[Date Prev][Date Next][Thread Prev][Thread Next]
[Date Index]
[Thread Index]
- Subject: Re: How do I make sure that a string is compatible with JSON (utf-8/16/32)?
- From: Coda Highland <chighland@...>
- Date: Fri, 27 Sep 2013 08:22:20 -0700
On Fri, Sep 27, 2013 at 5:47 AM, D. Matt Placek <atomicsuntan@gmail.com> wrote:
>
> On Fri, Sep 27, 2013 at 10:55 AM, Enrique Garcia Cota <kikito@gmail.com>
> wrote:
>>
>> Hello there,
>>
>> In my current setup I'm treating some strings in Lua and then storing them
>> in JSON.
>>
>> JSON expects strings in either UTF-8, UTF-16, UTF-32, in big endian or
>> little-endian. Binary blobs outside that is considered invalid.
>>
>> Unfortunately, some of the data I'm receiving can be binary. I need to
>> detect those cases and escape the binary data somehow (probably with Base64
>> encoding).
>
>
> The JSON spec (RFC4627) says: "All Unicode characters may be placed within
> the quotation marks except for the characters that must be escaped:
> quotation mark, reverse solidus, and the control characters (U+0000 through
> U+001F)."
>
> I use a very simple JSON encoder that just scans the string character by
> character and substitutes the correct escape sequence whenever one of these
> characters is encountered. I don't think you need to resort to Base64 or
> other binary encodings unless you really want to.
Two major problems here:
(1) Not every value is a valid Unicode character. There are several
ranges defined as illegal, for various reasons.

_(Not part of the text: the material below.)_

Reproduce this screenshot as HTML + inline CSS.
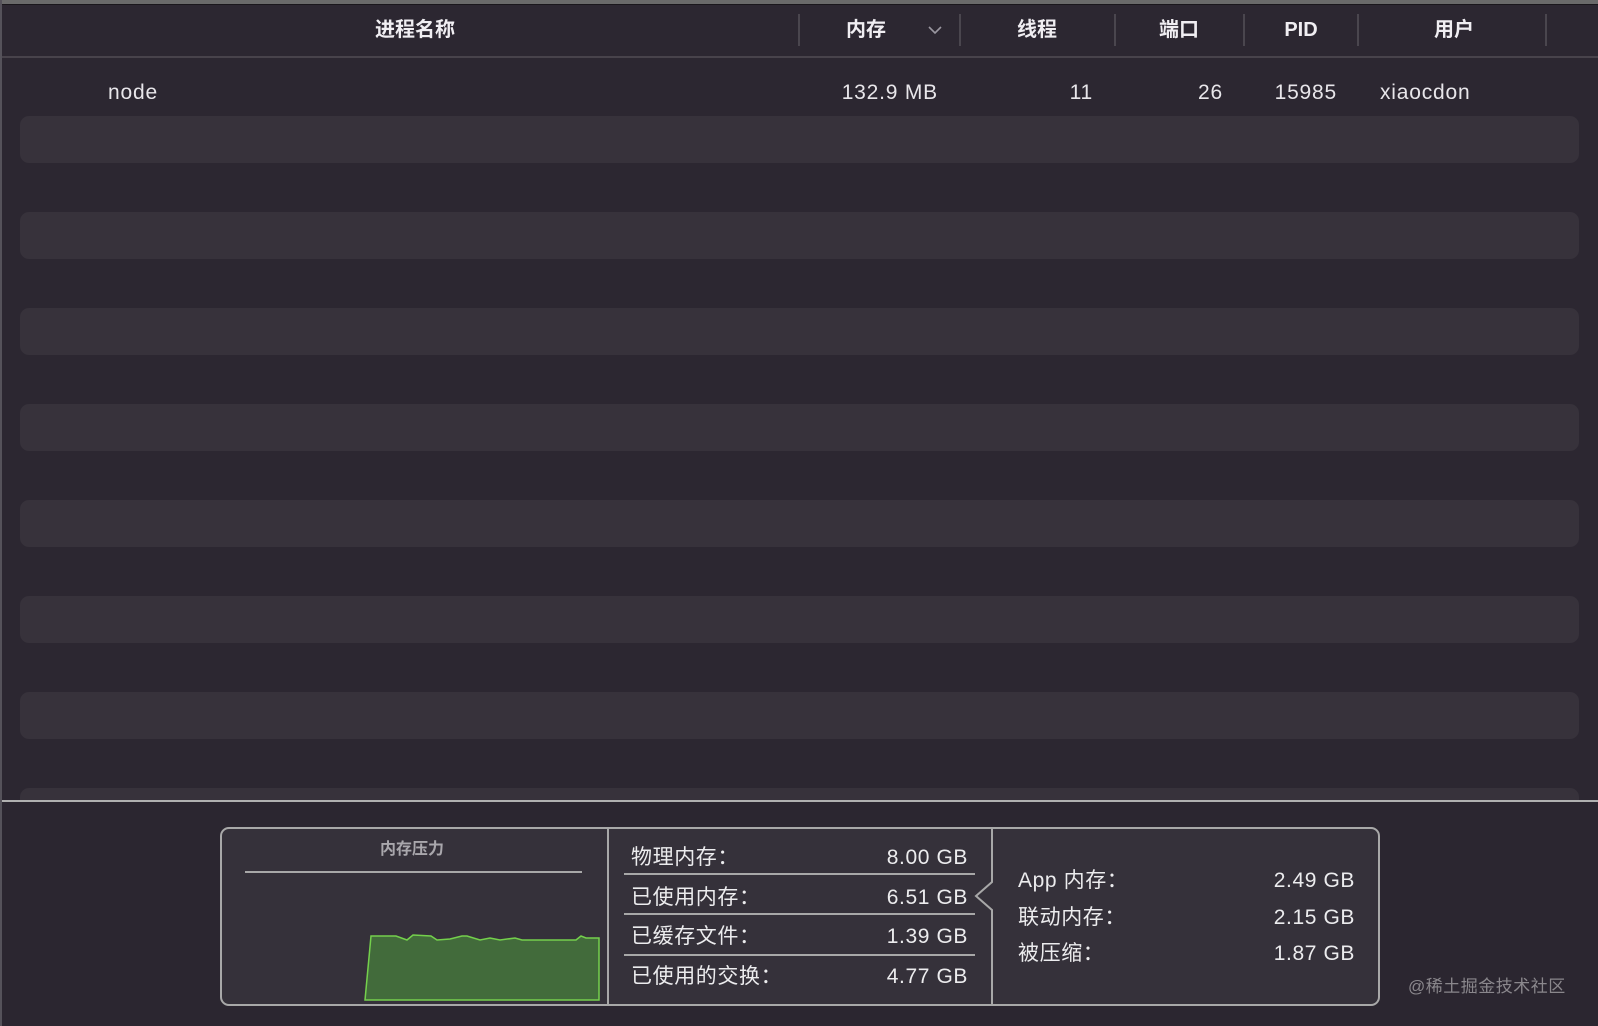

(2) Whether 8, 16, or 32 bit, not every byte sequence is a legal UTF
representation.
Less significant but still relevant is that if you use UTF-16 or
UTF-32 you have to deal with formatting the entire string as such, not
just the binary content, and Lua is geared to work with 8-bit strings.
(Not that it's impossible to do otherwise, but it's a substantial
amount of extra work.)
/s/ Adam